Several who travelled to Ireland between 1790 and 1820 have left accounts which have been published, either at the time or later. Curiosity impelled a few westwards rather than to more conventional destinations in continental Europe or further afield in the expanding British empire. A taste for antiquities and the picturesque motivated some; others hoped to make a career there, or simply visited relations and acquaintances. Protracted European warfare obliged a few who might otherwise have toured continental Europe to settle for an Irish excursion. Then, too, the attempted foreign invasions of 1796 and 1798, followed by an uprising and soon the legislative union of Britain and Ireland in 1800, directed more attention onto the island and its inhabitants.

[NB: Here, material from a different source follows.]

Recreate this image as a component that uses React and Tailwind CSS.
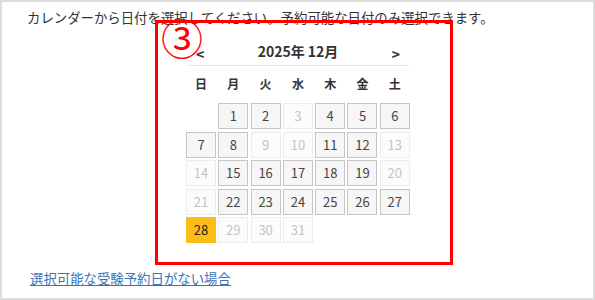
const days = [
  { d: null }, { d: 1, on: true }, { d: 2, on: true }, { d: 3 }, { d: 4, on: true }, { d: 5, on: true }, { d: 6, on: true },
  { d: 7, on: true }, { d: 8, on: true }, { d: 9 }, { d: 10 }, { d: 11, on: true }, { d: 12, on: true }, { d: 13 },
  { d: 14 }, { d: 15, on: true }, { d: 16, on: true }, { d: 17, on: true }, { d: 18, on: true }, { d: 19, on: true }, { d: 20 },
  { d: 21 }, { d: 22, on: true }, { d: 23, on: true }, { d: 24, on: true }, { d: 25, on: true }, { d: 26, on: true }, { d: 27, on: true },
  { d: 28, sel: true }, { d: 29 }, { d: 30 }, { d: 31 },
]

const weekdays = ['日', '月', '火', '水', '木', '金', '土']

function DayCell({ day }) {
  if (!day.d) return <div />
  if (day.sel) {
    return (
      <div className="flex h-[26px] items-center justify-center border border-[#fbbe16] bg-[#fbbe16] text-[13px] text-[#222]">
        {day.d}
      </div>
    )
  }
  if (day.on) {
    return (
      <div className="flex h-[26px] items-center justify-center border border-[#c5c5c5] bg-[#f6f6f6] text-[13px] text-[#454545]">
        {day.d}
      </div>
    )
  }
  return (
    <div className="flex h-[26px] items-center justify-center border border-[#ececec] bg-[#fcfcfc] text-[13px] text-[#c4c4c4]">
      {day.d}
    </div>
  )
}

export default function App() {
  return (
    <div
      className="h-[300px] w-[595px] border-2 border-[#dcdcdc] bg-white px-[25px] text-[#333]"
      style={{ fontFamily: '"Noto Sans CJK JP", "Noto Sans", sans-serif' }}
    >
      <p className="pt-[6px] text-[13.4px] leading-[18px]">
        カレンダーから日付を選択してください。予約可能な日付のみ選択できます。
      </p>

      <div className="relative ml-[128px] mt-[-6px] h-[245px] w-[298px] border-[3px] border-[#ff0000]">
        {/* annotation marker */}
        <span className="absolute left-[3px] top-[-7px] text-[42px] leading-none text-[#ff0000]">③</span>

        <div className="ml-[28px] w-[224px] pt-[15px]">
          <div className="flex h-[28px] items-center justify-between rounded-b-[4px] border-b border-[#e6e6e6] px-[10px] font-bold">
            <span className="mt-[6px] text-[14px]">&lt;</span>
            <span className="text-[14px]">2025年 12月</span>
            <span className="mt-[6px] text-[14px]">&gt;</span>
          </div>

          <div className="mt-[4px] grid grid-cols-[repeat(7,30px)] gap-x-[2.3px]">
            {weekdays.map((w) => (
              <div key={w} className="flex h-[28px] items-center justify-center text-[12px] font-bold">
                {w}
              </div>
            ))}
          </div>

          <div className="mt-[5px] grid grid-cols-[repeat(7,30px)] gap-x-[2.3px] gap-y-[2.5px]">
            {days.map((day, i) => (
              <DayCell key={i} day={day} />
            ))}
          </div>
        </div>
      </div>

      <a href="#" className="ml-[3px] mt-[4px] block text-[13.4px] leading-[18px] text-[#3b73b9] underline">
        選択可能な受験予約日がない場合
      </a>
    </div>
  )
}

John Fiott Lee's reasons for choosing Ireland look haphazard. He had recently graduated from Cambridge University and was undecided about a future profession. Later he showed himself to be an intrepid traveller and had wide-ranging scientific interests. His coming to Ireland had no apparent purpose other than diversion. He had no close relations there and, if he was furnished with useful introductions, including one to the new lord lieutenant, he lacked a ready-made itinerary of staging-posts where he would be certain of welcome. It is tempting to suggest that the publication in 1806 of John Carr's The Stranger in Ireland stimulated Fiott Lee, but the latter's editor, Angela Byrne, thinks this unlikely.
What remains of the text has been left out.